I have taken a file to the backside and it seem soft enough for steel but to file along its length would take days and would never be flat. Sorry to ask but I normally work with wood not metal.
 
If you are planning on feeding by hand, don't even think about it. The forces involved in machining steel are very much greater than wood, you will be running the cutter too fast and everything is just asking for serious and dangerous trouble. Proper milling machines have the work solidly clamped and fed by a screw.
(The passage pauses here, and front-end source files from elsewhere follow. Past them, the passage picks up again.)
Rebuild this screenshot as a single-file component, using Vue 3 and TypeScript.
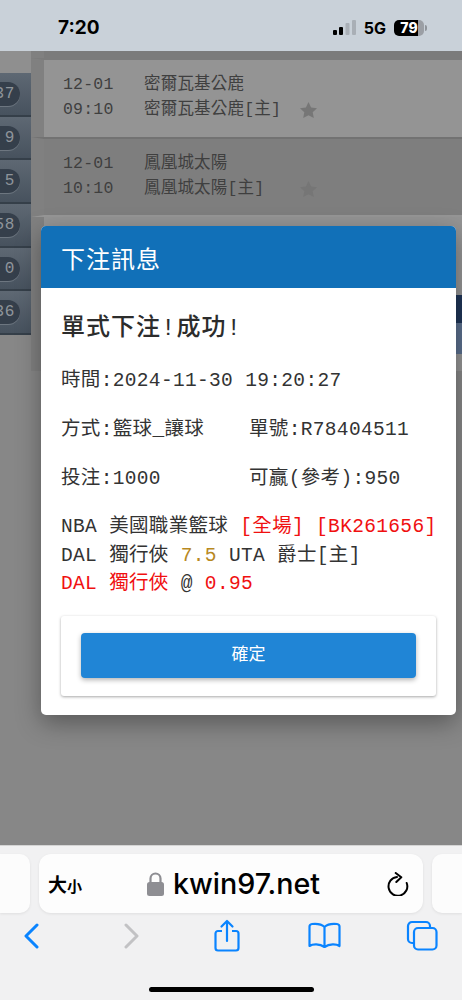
<template>
  <div class="phone">
    <header class="status">
      <span class="clock">7:20</span>
      <div class="status-right">
        <svg class="signal" width="23" height="15" viewBox="0 0 23 15">
          <rect x="0" y="10" width="4" height="5" rx="1" fill="#000" />
          <rect x="6" y="7" width="4" height="8" rx="1" fill="#000" />
          <rect x="12.500" y="3" width="4" height="12" rx="1" fill="#a9afb6" />
          <rect x="19" y="0" width="4" height="15" rx="1" fill="#a9afb6" />
        </svg>
        <span class="net">5G</span>
        <div class="battery">
          <span class="battery-level">79</span>
          <i class="battery-cap"></i>
        </div>
      </div>
    </header>

    <main class="page">
      <aside class="side">
        <div v-for="n in sideRows" :key="n" class="side-row">
          <span class="pill">{{ n }}</span>
        </div>
      </aside>
      <section class="list">
        <div class="list-top"></div>
        <div v-for="(g, i) in games" :key="g.team" class="game" :class="{ dark: i === 1 }">
          <div class="game-time">
            <span>12-01</span>
            <span>{{ g.time }}</span>
          </div>
          <div class="game-teams">
            <span>{{ g.team }}</span>
            <span>{{ g.team }}[主]</span>
          </div>
          <svg class="star" width="17" height="16" viewBox="0 0 17 16">
            <path d="M8.500 0l2.600 5.400 5.900.8-4.300 4.100 1.100 5.700-5.300-2.800-5.300 2.800 1.100-5.700L0 6.200l5.900-.8z" fill="#767676" />
          </svg>
        </div>
        <div class="game-empty"></div>
        <div class="edge-tabs">
          <i class="tab-a"></i>
          <i class="tab-b"></i>
        </div>
      </section>

      <div class="modal">
        <div class="modal-head">下注訊息</div>
        <div class="modal-body">
          <h2>單式下注!成功!</h2>
          <p class="line">時間:2024-11-30 19:20:27</p>
          <div class="two">
            <span>方式:籃球_讓球</span>
            <span>單號:R78404511</span>
          </div>
          <div class="two">
            <span>投注:1000</span>
            <span>可贏(參考):950</span>
          </div>
          <div class="detail">
            <div>NBA 美國職業籃球 <b class="red">[全場] [BK261656]</b></div>
            <div>DAL 獨行俠 <b class="gold">7.5</b> UTA 爵士[主]</div>
            <div><b class="red">DAL 獨行俠</b> @ <b class="red">0.95</b></div>
          </div>
          <div class="actions">
            <button class="ok" type="button">確定</button>
          </div>
        </div>
      </div>
    </main>

    <footer class="browser">
      <div class="tabs">
        <div class="tab-side left"></div>
        <div class="url">
          <span class="aa">大<small>小</small></span>
          <div class="host">
            <svg width="17" height="24" viewBox="0 0 17 24">
              <path d="M3.500 11V6.500a5 5 0 0 1 10 0V11" fill="none" stroke="#8e8e93" stroke-width="2.200" />
              <rect x="0" y="10" width="17" height="14" rx="2.500" fill="#8e8e93" />
            </svg>
            <span>kwin97.net</span>
          </div>
          <svg class="reload" width="22" height="24" viewBox="0 -2 22 24">
            <path d="M10 3A9.400 9.400 0 1 0 19.700 9" fill="none" stroke="#000" stroke-width="2" stroke-linecap="round" />
            <path d="M8.700-1l5.600 4.300-5 4.700" fill="none" stroke="#000" stroke-width="2" stroke-linecap="round" stroke-linejoin="round" />
          </svg>
        </div>
        <div class="tab-side right"></div>
      </div>
      <nav class="tools">
        <svg width="16" height="26" viewBox="0 0 16 26">
          <path d="M14 2L3 13l11 11" fill="none" stroke="#0a84ff" stroke-width="3" stroke-linecap="round" stroke-linejoin="round" />
        </svg>
        <svg width="16" height="26" viewBox="0 0 16 26">
          <path d="M2 2l11 11L2 24" fill="none" stroke="#c2c2c4" stroke-width="3" stroke-linecap="round" stroke-linejoin="round" />
        </svg>
        <svg width="26" height="33" viewBox="0 0 26 33">
          <path d="M8 12H4a2.500 2.500 0 0 0-2.500 2.500V29A2.500 2.500 0 0 0 4 31.500h18a2.500 2.500 0 0 0 2.500-2.500V14.500A2.500 2.500 0 0 0 22 12h-4" fill="none" stroke="#0a84ff" stroke-width="2.200" />
          <path d="M13 22V2M7.500 7.500L13 2l5.500 5.500" fill="none" stroke="#0a84ff" stroke-width="2.200" stroke-linecap="round" stroke-linejoin="round" />
        </svg>
        <svg width="33" height="27" viewBox="0 0 33 27">
          <path d="M16.500 5C14 2.500 9 1.500 4 2c-1.500.2-2.500 1-2.500 2.500V24c3-2 10-2.500 15 1 5-3.500 12-3 15-1V4.500C31.500 3 30.500 2.200 29 2c-5-.5-10 .5-12.500 3zM16.500 5v20" fill="none" stroke="#0a84ff" stroke-width="2.200" stroke-linejoin="round" />
        </svg>
        <svg width="32" height="31" viewBox="0 0 32 31">
          <rect x="8" y="8" width="22.500" height="21.500" rx="4" fill="none" stroke="#0a84ff" stroke-width="2.200" />
          <path d="M8 23H6a4 4 0 0 1-4-4V6a4 4 0 0 1 4-4h14a4 4 0 0 1 4 4v2" fill="none" stroke="#0a84ff" stroke-width="2.200" />
        </svg>
      </nav>
      <div class="home"></div>
    </footer>
  </div>
</template>

<script setup lang="ts">
const sideRows = ['37', '9', '5', '58', '0', '36']

const games = [
  { time: '09:10', team: '密爾瓦基公鹿' },
  { time: '10:10', team: '鳳凰城太陽' }
]
</script>

<style>
html,
body {
  margin: 0;
  background: #878787;
}
</style>

<style scoped>
.phone {
  width: 462px;
  height: 1000px;
  display: flex;
  flex-direction: column;
  overflow: hidden;
  font-family: "Liberation Mono", "Noto Sans CJK TC", monospace;
}

.status {
  height: 51px;
  flex: none;
  box-sizing: border-box;
  padding: 10px 38px 0 58px;
  display: flex;
  justify-content: space-between;
  align-items: center;
  background: #c9d1d9;
  font-family: Inter, "Liberation Sans", sans-serif;
  color: #000;
}

.clock {
  font-size: 19px;
  font-weight: 700;
  margin-top: -6px;
}

.status-right {
  display: flex;
  align-items: center;
  margin-top: -6px;
}

.signal {
  margin-right: 8px;
}

.net {
  font-size: 16px;
  font-weight: 700;
  margin-right: 8px;
}

.battery {
  position: relative;
  width: 30px;
  height: 16px;
  border-radius: 5px;
  background: linear-gradient(90deg, #000 0 79%, #9b9fa5 79%);
  text-align: center;
  color: #fff;
  font-size: 14px;
  font-weight: 800;
  line-height: 16px;
}

.battery-cap {
  position: absolute;
  right: -3px;
  top: 5px;
  width: 2px;
  height: 6px;
  background: #8f949a;
  border-radius: 0 2px 2px 0;
}

.page {
  position: relative;
  flex: 1;
  display: flex;
  background: #878787;
}

.side {
  width: 31px;
  flex: none;
  padding-top: 22px;
  display: flex;
  flex-direction: column;
  align-self: flex-start;
  background: #8f8f8f;
}

.side-row {
  height: 43.700px;
  box-sizing: border-box;
  display: flex;
  align-items: center;
  background: linear-gradient(180deg, #5e6873, #47525e);
  border-bottom: 2px solid #353f49;
}

.pill {
  width: 20px;
  height: 24px;
  display: flex;
  align-items: center;
  justify-content: flex-end;
  overflow: hidden;
  white-space: nowrap;
  box-sizing: border-box;
  padding-right: 5px;
  border-radius: 0 12px 12px 0;
  background: #353f4b;
  box-shadow: 0 1px 0 #6d7680;
  color: #8f959b;
  font-size: 16px;
  letter-spacing: 0.6px;
}

.list {
  position: relative;
  flex: 1;
  color: #3f3f3f;
  font-size: 16.500px;
  letter-spacing: 0.2px;
}

.list-top,
.game,
.game-empty {
  border-left: 13px solid #808080;
}

.list-top {
  height: 7px;
  background: #7b7b7b;
}

.game {
  height: 79px;
  box-sizing: border-box;
  display: flex;
  align-items: flex-start;
  padding: 12px 0 0 19px;
  background: #949494;
  border-top: 2px solid #7b7b7b;
}

.game.dark {
  background: #7e7e7e;
  border-top-color: #727272;
  border-bottom: 2px solid #969696;
  height: 80px;
}

.game-empty {
  height: 154px;
  background: #949494;
}

.game-time,
.game-teams {
  display: flex;
  flex-direction: column;
  line-height: 25px;
}

.game-time {
  width: 81px;
  flex: none;
}

.game-teams {
  width: 156px;
  flex: none;
}

.star {
  margin-top: 30px;
}

.edge-tabs {
  position: absolute;
  right: 0;
  top: 244px;
  width: 6px;
  display: flex;
  flex-direction: column;
}

.tab-a {
  height: 28px;
  background: #1f3557;
}

.tab-b {
  height: 31px;
  background: #5b6f8d;
}

.modal {
  position: absolute;
  left: 41px;
  top: 175px;
  width: 415px;
  height: 489px;
  border-radius: 5px;
  overflow: hidden;
  background: #fff;
  box-shadow: 0 8px 24px rgba(0, 0, 0, 0.35);
}

.modal-head {
  height: 62px;
  box-sizing: border-box;
  padding-left: 20px;
  display: flex;
  align-items: center;
  background: #1170b8;
  color: #fff;
  font-family: "Noto Sans CJK TC", sans-serif;
  font-size: 24px;
  letter-spacing: 1px;
}

.modal-body {
  padding: 26px 20px 0;
  color: #333;
  font-size: 19.500px;
  letter-spacing: 0.340px;
}

h2 {
  margin: 0 0 23px;
  font-family: "Liberation Mono", "Noto Sans CJK TC", sans-serif;
  font-size: 24px;
  line-height: 30px;
  font-weight: 500;
  letter-spacing: 1px;
  color: #2c2c2c;
}

.line {
  margin: 0;
  line-height: 28px;
}

.two {
  display: grid;
  grid-template-columns: 188px 1fr;
  margin-top: 21px;
  line-height: 28px;
}

.detail {
  margin-top: 20px;
  line-height: 28.500px;
  white-space: nowrap;
}

b {
  font-weight: 400;
}

.red {
  color: #f01010;
}

.gold {
  color: #b8891f;
}

.actions {
  margin-top: 17px;
  height: 80px;
  box-sizing: border-box;
  padding: 17px 20px 0;
  border-radius: 3px;
  background: #fff;
  box-shadow: 0 1px 3px rgba(0, 0, 0, 0.35);
}

.ok {
  width: 100%;
  height: 45px;
  box-sizing: border-box;
  padding: 0 0 6px;
  border: 0;
  border-radius: 4px;
  background: #2085d6;
  box-shadow: 0 2px 5px rgba(0, 0, 0, 0.3);
  color: #fff;
  font-family: "Noto Sans CJK TC", sans-serif;
  font-size: 17px;
  font-weight: 400;
}

.browser {
  position: relative;
  height: 155px;
  flex: none;
  box-sizing: border-box;
  padding-top: 8px;
  background: #f1f1f2;
  border-top: 1px solid #d4d4d4;
}

.tabs {
  display: flex;
  gap: 9px;
  justify-content: center;
}

.tab-side {
  width: 30px;
  flex: none;
  height: 59px;
  background: #fcfcfc;
  box-shadow: 0 1px 3px rgba(0, 0, 0, 0.08);
}

.tab-side.left {
  border-radius: 0 10px 10px 0;
}

.tab-side.right {
  border-radius: 10px 0 0 10px;
}

.url {
  width: 384px;
  flex: none;
  height: 59px;
  box-sizing: border-box;
  padding: 0 14px 0 9px;
  display: flex;
  align-items: center;
  justify-content: space-between;
  border-radius: 12px;
  background: #fdfdfd;
  box-shadow: 0 1px 3px rgba(0, 0, 0, 0.08);
  font-family: Inter, "Noto Sans CJK TC", sans-serif;
  color: #000;
}

.aa {
  font-family: "Noto Sans CJK TC", sans-serif;
  font-size: 19px;
  font-weight: 700;
}

.aa small {
  font-size: 15px;
}

.host {
  display: flex;
  align-items: center;
  gap: 9px;
  margin-left: -2px;
  font-size: 28.700px;
  font-weight: 500;
}

.tools {
  display: grid;
  grid-template-columns: 101px 90px 94px 98px 1fr;
  align-items: center;
  padding: 6px 0 0 23px;
}

.home {
  position: absolute;
  left: 149px;
  bottom: 8px;
  width: 165px;
  height: 5px;
  border-radius: 3px;
  background: #000;
}
</style>
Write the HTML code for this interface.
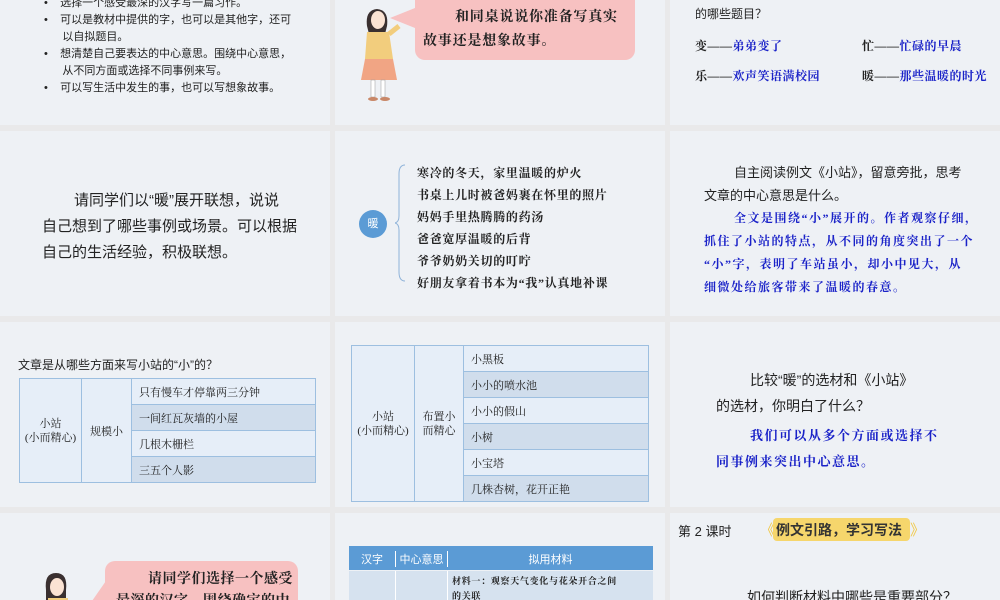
<!DOCTYPE html>
<html><head><meta charset="utf-8"><style>
*{margin:0;padding:0;box-sizing:border-box}
body{width:1000px;height:600px;background:#e9e9ea;position:relative;overflow:hidden;font-family:"Liberation Sans","Noto Sans CJK SC",sans-serif;color:#222}
.s{position:absolute;background:#eef1f5;overflow:hidden}
.t{position:absolute;white-space:nowrap}
.k{font-family:"Liberation Serif","Noto Serif CJK SC",serif;font-weight:bold}
.b{color:#1a22c8}
table{position:absolute;border-collapse:collapse;font-family:"Liberation Serif","Noto Serif CJK SC",serif;font-size:11px}
td{border:1px solid #9dbfe0;padding-left:7px}
.l{background:#e6eef8}.d{background:#d0ddec}
.bub{position:absolute;background:#f7c1c1;border-radius:10px}
</style></head><body>
<!-- row1 -->
<div class="s" style="left:0;top:0;width:330px;height:125px">
<div class="t" style="left:44px;top:-5px;font-size:11px;line-height:17px">
•&nbsp;&nbsp;&nbsp;&nbsp;选择一个感受最深的汉字写一篇习作。<br>
•&nbsp;&nbsp;&nbsp;&nbsp;可以是教材中提供的字，也可以是其他字，还可<br>
&nbsp;&nbsp;&nbsp;&nbsp;&nbsp;&nbsp;以自拟题目。<br>
•&nbsp;&nbsp;&nbsp;&nbsp;想清楚自己要表达的中心意思。围绕中心意思，<br>
&nbsp;&nbsp;&nbsp;&nbsp;&nbsp;&nbsp;从不同方面或选择不同事例来写。<br>
•&nbsp;&nbsp;&nbsp;&nbsp;可以写生活中发生的事，也可以写想象故事。</div>
</div>
<div class="s" style="left:335px;top:0;width:330px;height:125px">
<svg style="position:absolute;left:22px;top:4px" width="50" height="98">
<path d="M10 22 Q8 6 20 5 Q32 6 30 22 L28 30 L12 30Z" fill="#3a3030"/>
<ellipse cx="21" cy="16" rx="7" ry="9" fill="#fbe3d3"/>
<path d="M10 28 L32 28 L36 55 L8 55Z" fill="#f2cd7d"/>
<path d="M32 30 L42 22" stroke="#f2cd7d" stroke-width="5"/>
<path d="M8 55 L36 55 L40 76 L4 76Z" fill="#f1a584"/>
<rect x="14" y="76" width="4" height="17" fill="#fff" stroke="#999" stroke-width=".5"/>
<rect x="24" y="76" width="4" height="17" fill="#fff" stroke="#999" stroke-width=".5"/>
<ellipse cx="16" cy="95" rx="5" ry="2" fill="#c98868"/><ellipse cx="28" cy="95" rx="5" ry="2" fill="#c98868"/>
</svg>
<svg style="position:absolute;left:55px;top:0" width="30" height="40"><path d="M0 18 L30 6 L30 30Z" fill="#f7c1c1"/></svg>
<div class="bub" style="left:80px;top:-10px;width:220px;height:70px"></div>
<div class="t k" style="left:120px;top:6px;font-size:14px;line-height:24px;letter-spacing:0.8px">和同桌说说你准备写真实<br><span style="margin-left:-32px">故事还是想象故事。</span></div>
</div>
<div class="s" style="left:670px;top:0;width:330px;height:125px">
<div class="t" style="left:25px;top:5px;font-size:12px">的哪些题目？</div>
<div class="t k" style="left:25px;top:37px;font-size:12px;letter-spacing:0.5px">变——<span class="b">弟弟变了</span></div>
<div class="t k" style="left:192px;top:37px;font-size:12px;letter-spacing:0.5px">忙——<span class="b">忙碌的早晨</span></div>
<div class="t k" style="left:25px;top:67px;font-size:12px;letter-spacing:0.5px">乐——<span class="b">欢声笑语满校园</span></div>
<div class="t k" style="left:192px;top:67px;font-size:12px;letter-spacing:0.5px">暖——<span class="b">那些温暖的时光</span></div>
</div>
<!-- row2 -->
<div class="s" style="left:0;top:131px;width:330px;height:185px">
<div class="t" style="left:42px;top:57px;font-size:15px;line-height:26px"><span style="margin-left:32px"></span>请同学们以“暖”展开联想，说说<br>自己想到了哪些事例或场景。可以根据<br>自己的生活经验，积极联想。</div>
</div>
<div class="s" style="left:335px;top:131px;width:330px;height:185px">
<div style="position:absolute;left:24px;top:79px;width:28px;height:28px;border-radius:50%;background:#5b9bd5;color:#fff;font-size:11px;text-align:center;line-height:28px">暖</div>
<svg style="position:absolute;left:60px;top:33px" width="12" height="118"><path d="M10 1 Q4 1 4 10 L4 52 Q4 58 0 59 Q4 60 4 66 L4 108 Q4 117 10 117" stroke="#8fb3d9" fill="none"/></svg>
<div class="t k" style="left:82px;top:31px;font-size:12px;line-height:22px;letter-spacing:0.7px">寒冷的冬天，家里温暖的炉火<br>书桌上儿时被爸妈裹在怀里的照片<br>妈妈手里热腾腾的药汤<br>爸爸宽厚温暖的后背<br>爷爷奶奶关切的叮咛<br>好朋友拿着书本为“我”认真地补课</div>
</div>
<div class="s" style="left:670px;top:131px;width:330px;height:185px">
<div class="t" style="left:34px;top:30px;font-size:13px;line-height:23px"><span style="margin-left:30px"></span>自主阅读例文《小站》，留意旁批，思考<br>文章的中心意思是什么。</div>
<div class="t k b" style="left:34px;top:76px;font-size:12px;line-height:23px;letter-spacing:1.5px"><span style="margin-left:30px"></span>全文是围绕“小”展开的。作者观察仔细，<br>抓住了小站的特点，从不同的角度突出了一个<br>“小”字，表明了车站虽小，却小中见大，从<br>细微处给旅客带来了温暖的春意。</div>
</div>
<!-- row3 -->
<div class="s" style="left:0;top:322px;width:330px;height:185px">
<div class="t" style="left:18px;top:34px;font-size:12px">文章是从哪些方面来写小站的“小”的？</div>
<table style="left:19px;top:56px;width:297px">
<tr style="height:26px"><td rowspan="4" class="l" style="width:62px;text-align:center;padding:0;line-height:14px">小站<br>(小而精心)</td><td rowspan="4" class="l" style="width:50px;text-align:center;padding:0">规模小</td><td class="l">只有慢车才停靠两三分钟</td></tr>
<tr style="height:26px"><td class="d">一间红瓦灰墙的小屋</td></tr>
<tr style="height:26px"><td class="l">几根木栅栏</td></tr>
<tr style="height:26px"><td class="d">三五个人影</td></tr>
</table>
</div>
<div class="s" style="left:335px;top:322px;width:330px;height:185px">
<table style="left:16px;top:23px;width:298px">
<tr style="height:26px"><td rowspan="6" class="l" style="width:63px;text-align:center;padding:0;line-height:14px">小站<br>(小而精心)</td><td rowspan="6" class="l" style="width:49px;text-align:center;padding:0;line-height:14px">布置小<br>而精心</td><td class="l">小黑板</td></tr>
<tr style="height:26px"><td class="d">小小的喷水池</td></tr>
<tr style="height:26px"><td class="l">小小的假山</td></tr>
<tr style="height:26px"><td class="d">小树</td></tr>
<tr style="height:26px"><td class="l">小宝塔</td></tr>
<tr style="height:26px"><td class="d">几株杏树，花开正艳</td></tr>
</table>
</div>
<div class="s" style="left:670px;top:322px;width:330px;height:185px">
<div class="t" style="left:46px;top:45px;font-size:14px;line-height:26px"><span style="margin-left:34px"></span>比较“暖”的选材和《小站》<br>的选材，你明白了什么？</div>
<div class="t k b" style="left:46px;top:101px;font-size:13px;line-height:26px;letter-spacing:1.5px"><span style="margin-left:34px"></span>我们可以从多个方面或选择不<br>同事例来突出中心意思。</div>
</div>
<!-- row4 -->
<div class="s" style="left:0;top:513px;width:330px;height:87px">
<svg style="position:absolute;left:40px;top:57px" width="40" height="35"><path d="M6 20 Q4 3 16 3 Q28 3 26 20 L26 30 L6 30Z" fill="#3a3030"/><ellipse cx="17" cy="17" rx="7" ry="9" fill="#fbe3d3"/><rect x="8" y="28" width="20" height="10" fill="#f2cd7d"/></svg>
<svg style="position:absolute;left:88px;top:60px" width="20" height="30"><path d="M4 28 L20 5 L20 28Z" fill="#f7c1c1"/></svg>
<div class="bub" style="left:105px;top:48px;width:193px;height:60px"></div>
<div class="t k" style="left:116px;top:56px;font-size:14px;line-height:22px;letter-spacing:0.5px"><span style="margin-left:32px"></span>请同学们选择一个感受<br>最深的汉字，围绕确定的中</div>
</div>
<div class="s" style="left:335px;top:513px;width:330px;height:87px">
<div style="position:absolute;left:14px;top:33px;width:304px;height:24px;background:#5b9bd5"></div>
<div class="t" style="left:14px;top:38px;width:46px;text-align:center;color:#fff;font-size:11px">汉字</div>
<div class="t" style="left:60px;top:38px;width:52px;text-align:center;color:#fff;font-size:11px;border-left:1px solid #fff">中心意思</div>
<div class="t" style="left:112px;top:38px;width:206px;text-align:center;color:#fff;font-size:11px;border-left:1px solid #fff">拟用材料</div>
<div style="position:absolute;left:14px;top:58px;width:304px;height:40px;background:#d6e2ef"></div>
<div style="position:absolute;left:60px;top:58px;width:1px;height:40px;background:#fff"></div>
<div style="position:absolute;left:112px;top:58px;width:1px;height:40px;background:#fff"></div>
<div class="t k" style="left:117px;top:61px;font-size:9px;line-height:15px;letter-spacing:0.7px">材料一：观察天气变化与花朵开合之间<br>的关联</div>
</div>
<div class="s" style="left:670px;top:513px;width:330px;height:87px">
<div class="t" style="left:8px;top:8px;font-size:13px">第 2 课时</div>
<div class="t" style="left:90px;top:6px;font-size:15px;color:#f0c94a">《</div>
<div style="position:absolute;left:103px;top:5px;width:137px;height:23px;background:#f6d66c;border-radius:4px"></div>
<div class="t" style="left:240px;top:6px;font-size:15px;color:#f0c94a">》</div>
<div class="t" style="left:106px;top:7px;font-size:14px;font-weight:bold;color:#333">例文引路，学习写法</div>
<div class="t" style="left:77px;top:74px;font-size:14px">如何判断材料中哪些是重要部分？</div>
</div>
</body></html>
I assume you mean the bar which fits in the table slot is too thick? If so, the easiest thing is to buy a length of steel of the right width and thickness and make a new bar.
 
Make a new post and ask if there are any metal manglers nearby. A job like that should be trivial if you can take the angle gauge off so the work can be easily clamped to the mill table. I am way too far off to do it for you.

K
 
if you do decide to go ahead please let us know where to send the flowers, hee hee. You know in your heart it is unsafe thats why you asked the question. Well done. A short length of steel the right size will not cost the earth.
 
If you can't find a local metalsmith, or a bar the right size, then one DIY solution is to rough down to near final size with an angle grinder then do the final finish with files. Did that with mitre gauge for my Lurem and it was quite a quick job.
 
One thing about this site I love - some of you do take the p~ss but nicely. It was a daft thought but one of the members who has access to milling maybe offering to help me out - so no flowers or missing teeth here. Thanks all.